Exception Reporting in The Mastering Process

How to Create an Exception Report for Entity Build-Out

This guide outlines the process of creating an exception report during an entity build-out, focusing on identifying and resolving data discrepancies, including handling duplicates between systems.

Prerequisites

Before starting, ensure you have:

Access to the relevant data sources (e.g., CRM, financial systems, analytics platforms).
A clear understanding of the entities and sub-entities involved in your data model.

1. Modeling Section

This work should be done in your active project documentation as a working document key to establish fast effective data modelling.

An example Exception Reporting output doc


1.1 Identify the modeling section in your project documentation or workspace.

This section is key to the mastering process, which involves connecting sub-entities from various systems to create a unified entity.

1.2 Within the modeling area, focus on:

Entity Comparisons: This is where data discrepancies, such as duplicates, will be checked.
Duplicate Analysis: Tools or code that help you identify and manage duplicate records between systems.

2. Running Counts and Establishing Primary Keys

After identifying the modeling area, the next step is to compare records from two systems and run counts to identify any discrepancies.

2.1 Set up Tables for Comparison

Identify the tables you need to compare. For example:
A contacts table from a CRM system.
A user table from a financial system.
Establish primary key relationships between these tables. For example:
Compare the primary key contacts.id in the CRM system with user_id in the financial system.

2.2 Run Record Counts

Run counts to determine how many records are found in both tables:

Records in System A only: These records exist in one system but not the other.
Records in System B only: These records exist in the second system but not the first.
Common records: These records are present in both systems.
Example:

34 records exist only in the CRM.
18 records exist only in the financial system.
The majority of records exist in both systems, though some discrepancies exist.

3. Identifying and Resolving Data Discrepancies

3.1 Addressing Duplicate Records

Duplicate records often occur between systems. The first task is to:

Check for duplicates: Use any duplicate checking tools or techniques available to detect duplicates.
Review discrepancies: Investigate records that exist only in one system (e.g., 34 records in the CRM but not in the financial system) and understand why.

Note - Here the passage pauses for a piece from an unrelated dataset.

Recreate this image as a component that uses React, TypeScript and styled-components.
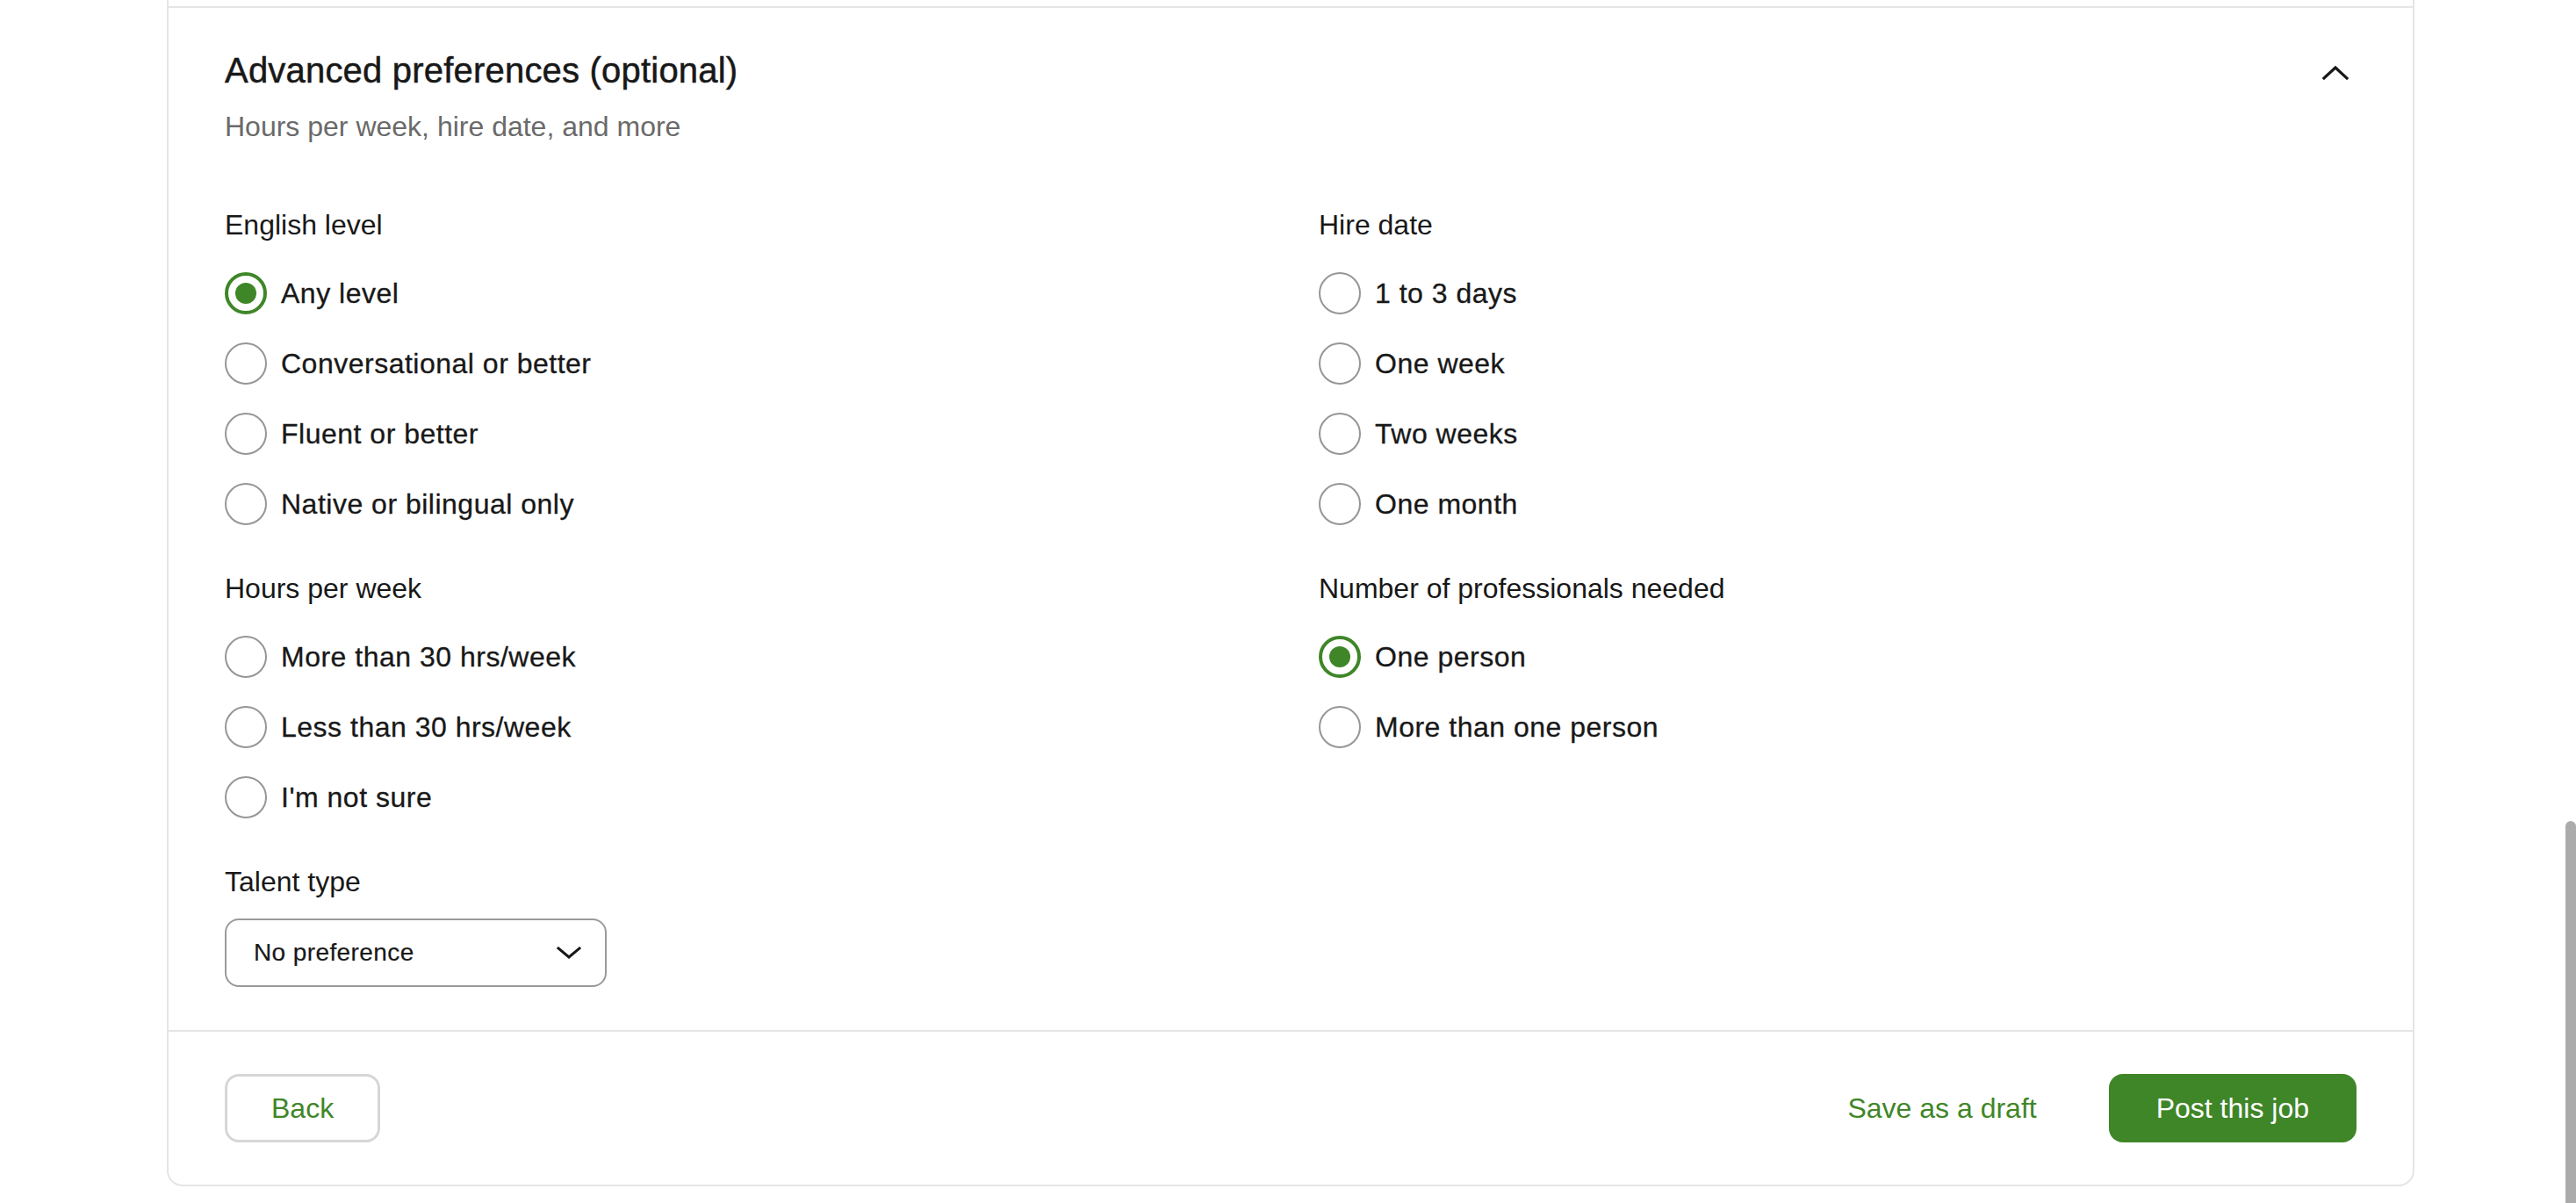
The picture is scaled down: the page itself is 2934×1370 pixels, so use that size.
import React from "react";
import styled, { createGlobalStyle } from "styled-components";

const GREEN = "#3f8628";
const TEXT = "#181818";
const LINE = "#e5e5e5";

const GlobalStyle = createGlobalStyle`
  html, body {
    margin: 0;
    padding: 0;
    background: #ffffff;
  }
  body {
    font-family: "Liberation Sans", Arial, Helvetica, sans-serif;
    color: ${TEXT};
    overflow: hidden;
  }
  *, *::before, *::after {
    box-sizing: border-box;
  }
`;

const Page = styled.div`
  padding-left: 190px;
  height: 1370px;
`;

const Card = styled.div`
  width: 2560px;
  border: 2px solid ${LINE};
  border-top: none;
  border-radius: 0 0 18px 18px;
  padding-top: 7px;
  background: #ffffff;
`;

const Section = styled.section`
  border-top: 2px solid ${LINE};
  padding: 47px 64px 49px;
`;

const Header = styled.div`
  display: flex;
  justify-content: space-between;
  align-items: flex-start;
`;

const HeaderText = styled.div`
  display: flex;
  flex-direction: column;
  gap: 16px;
`;

const Title = styled.h2`
  margin: 0;
  font-size: 40px;
  line-height: 48px;
  font-weight: 500;
  letter-spacing: 0.2px;
  -webkit-text-stroke: 0.5px ${TEXT};
  color: ${TEXT};
`;

const Subtitle = styled.p`
  margin: 0;
  font-size: 32px;
  line-height: 48px;
  color: #6a6a6a;
`;

const CollapseButton = styled.button`
  width: 48px;
  height: 48px;
  margin-top: 2px;
  padding: 0;
  border: none;
  background: none;
  display: flex;
  align-items: center;
  justify-content: center;
  color: ${TEXT};
  cursor: pointer;
`;

const Columns = styled.div`
  display: grid;
  grid-template-columns: 1fr 1fr;
  column-gap: 64px;
  margin-top: 64px;
`;

const Column = styled.div`
  display: flex;
  flex-direction: column;
  gap: 48px;
`;

const Field = styled.div<{ $gap: number }>`
  display: flex;
  flex-direction: column;
  gap: ${(p) => p.$gap}px;
`;

const FieldLabel = styled.div`
  font-size: 32px;
  line-height: 48px;
  color: ${TEXT};
`;

const RadioList = styled.div`
  display: flex;
  flex-direction: column;
  gap: 32px;
`;

const RadioRow = styled.label`
  display: flex;
  align-items: center;
  gap: 16px;
  height: 48px;
  font-size: 32px;
  letter-spacing: 0.5px;
  -webkit-text-stroke: 0.3px ${TEXT};
  color: ${TEXT};
  cursor: pointer;
`;

const RadioCircle = styled.span<{ $checked: boolean }>`
  flex: none;
  width: 48px;
  height: 48px;
  border-radius: 50%;
  border: ${(p) => (p.$checked ? `4px solid ${GREEN}` : "2px solid #969696")};
  display: flex;
  align-items: center;
  justify-content: center;
  background: #ffffff;

  &::after {
    content: "";
    display: ${(p) => (p.$checked ? "block" : "none")};
    width: 24px;
    height: 24px;
    border-radius: 50%;
    background: ${GREEN};
  }
`;

const SelectBox = styled.button`
  width: 435px;
  height: 78px;
  border: 2px solid #9a9a9a;
  border-radius: 16px;
  background: #ffffff;
  padding: 0 27px 0 31px;
  display: flex;
  align-items: center;
  justify-content: space-between;
  font-family: inherit;
  font-size: 28px;
  letter-spacing: 0.4px;
  -webkit-text-stroke: 0.2px ${TEXT};
  color: ${TEXT};
  cursor: pointer;
`;

const Footer = styled.div`
  border-top: 2px solid ${LINE};
  padding: 48px 64px;
  display: flex;
  align-items: center;
  justify-content: space-between;
`;

const Actions = styled.div`
  display: flex;
  align-items: center;
  gap: 82px;
`;

const BaseButton = styled.button`
  height: 78px;
  border-radius: 16px;
  font-family: inherit;
  font-size: 32px;
  display: inline-flex;
  align-items: center;
  justify-content: center;
  cursor: pointer;
`;

const SecondaryButton = styled(BaseButton)`
  padding: 0 50px;
  border: 3px solid #d6d6d6;
  background: #ffffff;
  color: ${GREEN};
`;

const TextButton = styled(BaseButton)`
  padding: 0;
  border: none;
  background: none;
  color: ${GREEN};
`;

const PrimaryButton = styled(BaseButton)`
  padding: 0 54px;
  border: none;
  background: ${GREEN};
  color: #ffffff;
`;

const ScrollThumb = styled.div`
  position: fixed;
  right: 0;
  top: 935px;
  bottom: 0;
  width: 12px;
  background: #ababab;
  border-radius: 6px 6px 0 0;
`;

const ChevronUp = () => (
  <svg width="48" height="48" viewBox="0 0 24 24" fill="none" stroke="currentColor" strokeWidth="1.6" strokeLinecap="square" strokeLinejoin="miter">
    <path d="M5.5 15.5 L12 9.5 L18.5 15.5" />
  </svg>
);

const ChevronDown = () => (
  <svg width="28" height="14" viewBox="0 0 28 14" fill="none" stroke="currentColor" strokeWidth="3" strokeLinecap="square" strokeLinejoin="miter">
    <path d="M2 2 L14 12 L26 2" />
  </svg>
);

type Group = { label: string; options: string[]; selected: number };

const leftGroups: Group[] = [
  {
    label: "English level",
    options: ["Any level", "Conversational or better", "Fluent or better", "Native or bilingual only"],
    selected: 0,
  },
  {
    label: "Hours per week",
    options: ["More than 30 hrs/week", "Less than 30 hrs/week", "I'm not sure"],
    selected: -1,
  },
];

const rightGroups: Group[] = [
  {
    label: "Hire date",
    options: ["1 to 3 days", "One week", "Two weeks", "One month"],
    selected: -1,
  },
  {
    label: "Number of professionals needed",
    options: ["One person", "More than one person"],
    selected: 0,
  },
];

const RadioGroup = ({ group }: { group: Group }) => (
  <Field $gap={30}>
    <FieldLabel>{group.label}</FieldLabel>
    <RadioList>
      {group.options.map((opt, i) => (
        <RadioRow key={opt}>
          <RadioCircle $checked={i === group.selected} />
          {opt}
        </RadioRow>
      ))}
    </RadioList>
  </Field>
);

export default function App() {
  return (
    <>
      <GlobalStyle />
      <Page>
        <Card>
          <Section>
            <Header>
              <HeaderText>
                <Title>Advanced preferences (optional)</Title>
                <Subtitle>Hours per week, hire date, and more</Subtitle>
              </HeaderText>
              <CollapseButton aria-label="Collapse">
                <ChevronUp />
              </CollapseButton>
            </Header>
            <Columns>
              <Column>
                {leftGroups.map((g) => (
                  <RadioGroup key={g.label} group={g} />
                ))}
                <Field $gap={18}>
                  <FieldLabel>Talent type</FieldLabel>
                  <SelectBox>
                    No preference
                    <ChevronDown />
                  </SelectBox>
                </Field>
              </Column>
              <Column>
                {rightGroups.map((g) => (
                  <RadioGroup key={g.label} group={g} />
                ))}
              </Column>
            </Columns>
          </Section>
          <Footer>
            <SecondaryButton>Back</SecondaryButton>
            <Actions>
              <TextButton>Save as a draft</TextButton>
              <PrimaryButton>Post this job</PrimaryButton>
            </Actions>
          </Footer>
        </Card>
      </Page>
      <ScrollThumb />
    </>
  );
}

3.2 Investigating Anomalies

For records that exist only in one system, investigate potential reasons:

Old records: These records may be outdated and safe to discard.
Test records: If the record names include test or other indicators, they may have been used for system setup and can often be ignored.
Always confirm with the customer or project stakeholders before discarding records.

4. Establishing a Master Source of Truth

Once you’ve identified the discrepancies, you’ll need to determine which system will serve as the master source of truth for the entity you are building.

4.1 Define the Master Source

Decide which system will be considered the source of truth for the entity. For example:

If the CRM system is chosen as the master, only the records present in that system will be considered authoritative, and any records in other systems that are not in the CRM may be discarded.

4.2 Populate the Entity

Once the master source is defined:

Merge the data: Bring in all unique records from both systems to create the entity.
Handle missing data: For records present in only one system, note that some fields may remain unpopulated in the final entity.


4.3 Document the Decision Logic

Document the reasoning behind the decision to choose a master source. Ensure stakeholders are informed about the choice and understand its implications, especially regarding any records that may be discarded or ignored.

5. Mastering Logic and Deduplication

The next step involves defining the logic for deduplication and mastering. This ensures that the entity is clean and reliable, with all duplicate records handled appropriately.

5.1 Define Deduplication Rules

Create a clear hierarchy or set of rules to:

Deduplicate records: Identify how duplicate records will be managed. For example, prioritize records from the master system.
Create a system of record: Ensure there is a clear system of record for each entity that consolidates data from multiple systems.


5.2 Store Notes and Document the Process

As you work through the data, store any notes or observations, such as:

Record counts: Document how many records were found in each system and how they were handled.
Anomalies: Record any unusual data, such as missing or inconsistent fields, and how they were resolved.

6. Final Steps and Communication

6.1 Review and Finalize the Entity

Once the deduplication and mastering process is complete:

Ensure all records are correctly merged: The final entity should include all necessary data from the different systems, without duplicates.
Verify the data: Ensure that all the records in the entity are accurate and consistent.

6.2 Communicate with Stakeholders

Share your findings: Present the final entity and explain any decisions made during the deduplication and mastering process, such as how records were handled or discarded.
Monitor for issues: Be prepared to update the entity if further discrepancies arise or as new data is introduced.

Conclusion

Creating an exception report for an entity build-out is a critical step in the data mastering process. By comparing records between systems, addressing duplicates, defining a master source of truth, and applying deduplication rules, you can ensure that your final entity is accurate and reliable.